Rows from a dataset of pages and code
+---+
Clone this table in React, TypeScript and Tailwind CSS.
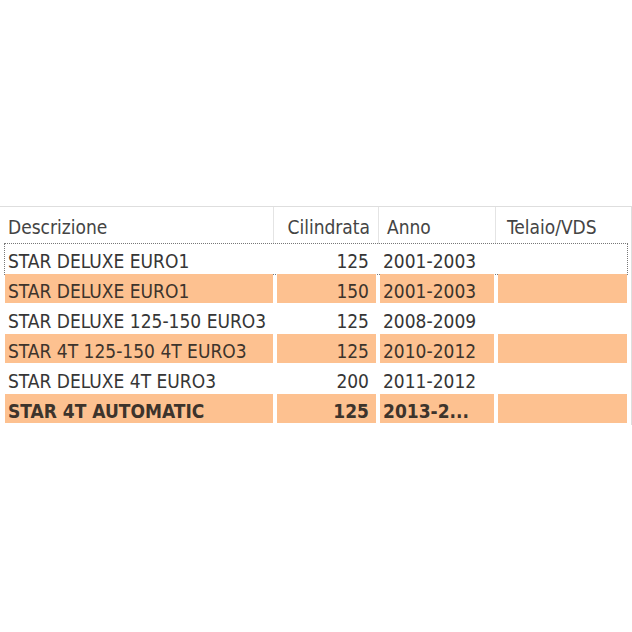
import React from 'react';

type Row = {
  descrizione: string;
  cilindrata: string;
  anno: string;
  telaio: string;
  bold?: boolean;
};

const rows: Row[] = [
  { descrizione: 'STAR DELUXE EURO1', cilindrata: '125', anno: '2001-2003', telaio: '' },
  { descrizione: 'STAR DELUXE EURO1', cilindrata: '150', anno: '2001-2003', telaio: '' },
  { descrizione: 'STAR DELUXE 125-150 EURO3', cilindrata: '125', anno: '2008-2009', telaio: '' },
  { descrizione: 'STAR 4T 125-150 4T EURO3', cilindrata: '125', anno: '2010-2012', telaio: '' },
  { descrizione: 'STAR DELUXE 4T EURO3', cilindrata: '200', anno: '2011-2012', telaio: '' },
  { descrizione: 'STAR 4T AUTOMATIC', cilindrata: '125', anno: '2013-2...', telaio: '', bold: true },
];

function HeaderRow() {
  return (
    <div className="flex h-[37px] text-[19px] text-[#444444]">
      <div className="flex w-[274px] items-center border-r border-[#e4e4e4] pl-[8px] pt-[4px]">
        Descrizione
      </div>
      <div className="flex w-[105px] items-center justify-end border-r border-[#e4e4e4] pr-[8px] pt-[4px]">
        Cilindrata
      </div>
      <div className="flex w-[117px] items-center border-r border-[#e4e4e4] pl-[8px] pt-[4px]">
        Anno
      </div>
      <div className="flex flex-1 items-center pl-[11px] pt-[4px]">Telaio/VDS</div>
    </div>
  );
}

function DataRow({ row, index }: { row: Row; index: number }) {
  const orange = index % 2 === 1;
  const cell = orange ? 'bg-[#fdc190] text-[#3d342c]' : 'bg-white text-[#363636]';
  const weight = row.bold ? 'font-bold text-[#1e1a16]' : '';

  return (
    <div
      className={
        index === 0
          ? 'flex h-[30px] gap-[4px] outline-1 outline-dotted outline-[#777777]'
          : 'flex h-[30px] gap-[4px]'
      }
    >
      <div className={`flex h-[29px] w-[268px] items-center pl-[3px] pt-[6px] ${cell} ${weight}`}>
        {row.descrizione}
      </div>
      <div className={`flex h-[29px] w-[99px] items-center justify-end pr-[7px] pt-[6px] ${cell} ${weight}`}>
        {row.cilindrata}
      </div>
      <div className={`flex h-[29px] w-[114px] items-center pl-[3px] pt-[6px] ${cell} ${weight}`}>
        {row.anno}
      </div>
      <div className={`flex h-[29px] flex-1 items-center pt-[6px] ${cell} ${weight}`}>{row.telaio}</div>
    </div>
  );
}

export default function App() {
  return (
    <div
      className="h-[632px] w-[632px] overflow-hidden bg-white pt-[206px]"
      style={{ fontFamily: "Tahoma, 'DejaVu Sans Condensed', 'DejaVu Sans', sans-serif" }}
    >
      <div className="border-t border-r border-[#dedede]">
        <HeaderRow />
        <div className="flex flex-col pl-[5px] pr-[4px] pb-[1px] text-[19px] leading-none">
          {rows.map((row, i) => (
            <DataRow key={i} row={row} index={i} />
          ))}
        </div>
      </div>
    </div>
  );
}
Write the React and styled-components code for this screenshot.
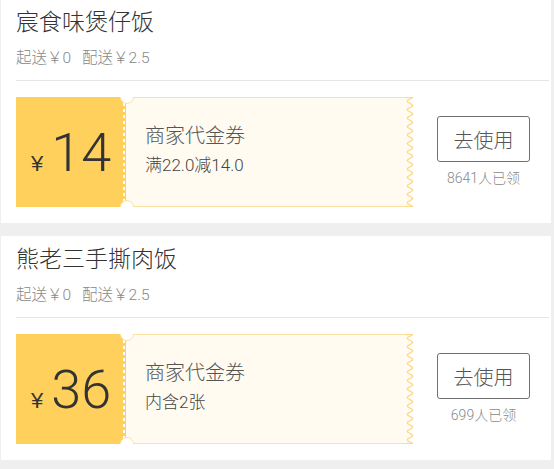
+---+
→ **What to do**
Omit every picture while copying the listing above exactly.

→ **Answer to the problem**
Clone this table in React, TypeScript and Tailwind CSS.
import React from 'react';

type Row = {
  descrizione: string;
  cilindrata: string;
  anno: string;
  telaio: string;
  bold?: boolean;
};

const rows: Row[] = [
  { descrizione: 'STAR DELUXE EURO1', cilindrata: '125', anno: '2001-2003', telaio: '' },
  { descrizione: 'STAR DELUXE EURO1', cilindrata: '150', anno: '2001-2003', telaio: '' },
  { descrizione: 'STAR DELUXE 125-150 EURO3', cilindrata: '125', anno: '2008-2009', telaio: '' },
  { descrizione: 'STAR 4T 125-150 4T EURO3', cilindrata: '125', anno: '2010-2012', telaio: '' },
  { descrizione: 'STAR DELUXE 4T EURO3', cilindrata: '200', anno: '2011-2012', telaio: '' },
  { descrizione: 'STAR 4T AUTOMATIC', cilindrata: '125', anno: '2013-2...', telaio: '', bold: true },
];

function HeaderRow() {
  return (
    <div className="flex h-[37px] text-[19px] text-[#444444]">
      <div className="flex w-[274px] items-center border-r border-[#e4e4e4] pl-[8px] pt-[4px]">
        Descrizione
      </div>
      <div className="flex w-[105px] items-center justify-end border-r border-[#e4e4e4] pr-[8px] pt-[4px]">
        Cilindrata
      </div>
      <div className="flex w-[117px] items-center border-r border-[#e4e4e4] pl-[8px] pt-[4px]">
        Anno
      </div>
      <div className="flex flex-1 items-center pl-[11px] pt-[4px]">Telaio/VDS</div>
    </div>
  );
}

function DataRow({ row, index }: { row: Row; index: number }) {
  const orange = index % 2 === 1;
  const cell = orange ? 'bg-[#fdc190] text-[#3d342c]' : 'bg-white text-[#363636]';
  const weight = row.bold ? 'font-bold text-[#1e1a16]' : '';

  return (
    <div
      className={
        index === 0
          ? 'flex h-[30px] gap-[4px] outline-1 outline-dotted outline-[#777777]'
          : 'flex h-[30px] gap-[4px]'
      }
    >
      <div className={`flex h-[29px] w-[268px] items-center pl-[3px] pt-[6px] ${cell} ${weight}`}>
        {row.descrizione}
      </div>
      <div className={`flex h-[29px] w-[99px] items-center justify-end pr-[7px] pt-[6px] ${cell} ${weight}`}>
        {row.cilindrata}
      </div>
      <div className={`flex h-[29px] w-[114px] items-center pl-[3px] pt-[6px] ${cell} ${weight}`}>
        {row.anno}
      </div>
      <div className={`flex h-[29px] flex-1 items-center pt-[6px] ${cell} ${weight}`}>{row.telaio}</div>
    </div>
  );
}

export default function App() {
  return (
    <div
      className="h-[632px] w-[632px] overflow-hidden bg-white pt-[206px]"
      style={{ fontFamily: "Tahoma, 'DejaVu Sans Condensed', 'DejaVu Sans', sans-serif" }}
    >
      <div className="border-t border-r border-[#dedede]">
        <HeaderRow />
        <div className="flex flex-col pl-[5px] pr-[4px] pb-[1px] text-[19px] leading-none">
          {rows.map((row, i) => (
            <DataRow key={i} row={row} index={i} />
          ))}
        </div>
      </div>
    </div>
  );
}
Write the React and styled-components code for this screenshot.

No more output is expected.